Manuel Fernández Blanco
Manuel Fernández Blanco LOS SÍNTOMAS DE LA CIVILIZACIÓN

OPINIÓN

16 oct 2017 . Actualizado a las 08:03 h.

El acto separa del otro y supone una transformación del sujeto. Marca un antes y un después, crea una realidad nueva. Julio César, al atravesar el Rubicón al mando de sus legiones, ya solo podía morir o ser emperador. En el corazón de cualquier acto hay un no proferido al otro, ya que no hay un acto verdadero que no suponga el atravesamiento de un código, de una ley. Por eso el sujeto del acto es siempre un infractor.

Por otra parte, el acto es único, no se repite. Todo auténtico acto implica la separación del otro, la soledad y la ausencia de garantías. El sujeto del acto es el que asume las consecuencias, cosa cada vez menos frecuente. El sujeto del acto pone en juego su deseo. ¿Qué garantiza el acto? Nada. El acto no es del orden de la garantía, sino del orden del riesgo, pero es un riesgo diferente al que está presente en la actuación descontrolada o impulsiva. O sea, que cuando el acto no es agitación, descarga motriz, movimiento, el acto es transgresión. Es lo que se observa en la historia: que todo acto es franqueamiento de un código, de una ley, respecto a la cual es una infracción. Y es esa infracción lo que permite al acto reformar la codificación. El acto pasa por un cierto «no pienso». Por eso el acto es tan difícil para el obsesivo, que duda para demorarlo o hacerlo imposible, aunque lo desee y sueñe con realizarlo. Si la esencia del pensamiento es la duda, la del acto es la certeza. El acto, por otra parte, tiene lugar por un decir. O sea, que no basta un hacer, es necesario un decir que enmarque y fije el acto. Para que haya acto es necesario que el sujeto mismo sea transformado por él. El acto comporta la resolución de la indeterminación. Puigdemont declaró la independencia de Cataluña, para anularla inmediatamente después. Esa es la actuación de un obsesivo que afirma algo, para negarlo a continuación, y pretende restaurar la intención inicial al momento siguiente. Pero ya no vale. La independencia proclamada duró unos segundos: los de su indeterminación. Puigdemont perdió la oportunidad de inscribirse en la historia de un modo excepcional: como héroe o como mártir. Nada que ver con el acto de Companys en 1934. Ese fue un auténtico acto, y el sujeto del acto asumió sus consecuencias, hasta las últimas en producirse.

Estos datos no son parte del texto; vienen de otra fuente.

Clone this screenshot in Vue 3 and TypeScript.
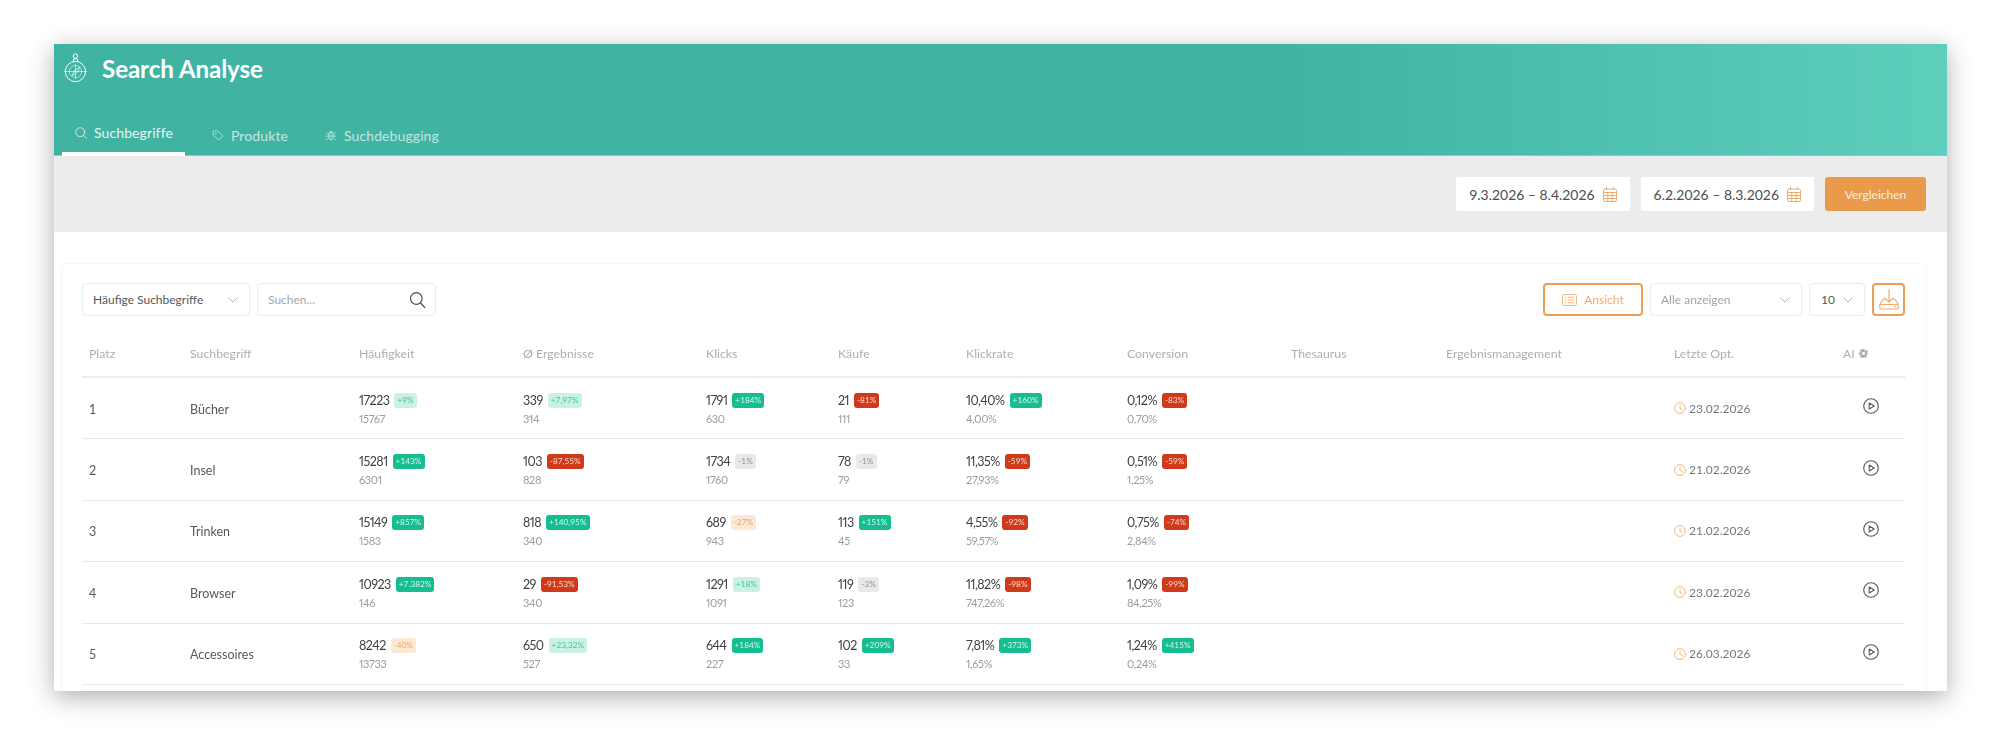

Son malos tiempos para el acto: para bien y para mal. En la época de la modernidad líquida, al menos en las democracias occidentales, ya nadie arriesga su vida por una causa. Ni siquiera se arriesga el patrimonio o la libertad. Por eso las revoluciones son cada vez más de semblante. La declaración de independencia de Companys, en 1934, duró 10 horas. Companys y su gobierno acabaron en prisión. La insurrección costó 80 muertos. Afortunadamente, la revoluciones ya no son lo que eran y sus consecuencias tampoco. Por eso, cuando ya nadie quiere arriesgar su vida y su bienestar, lo más real en juego es la economía: la propia, la individual, y la colectiva. Fuera de eso todo es semblante.

Marino Rajoy ha tenido que preguntarle al presidente de la Generalitat si realmente su declaración es un acto. Eso deja claro que no lo ha sido.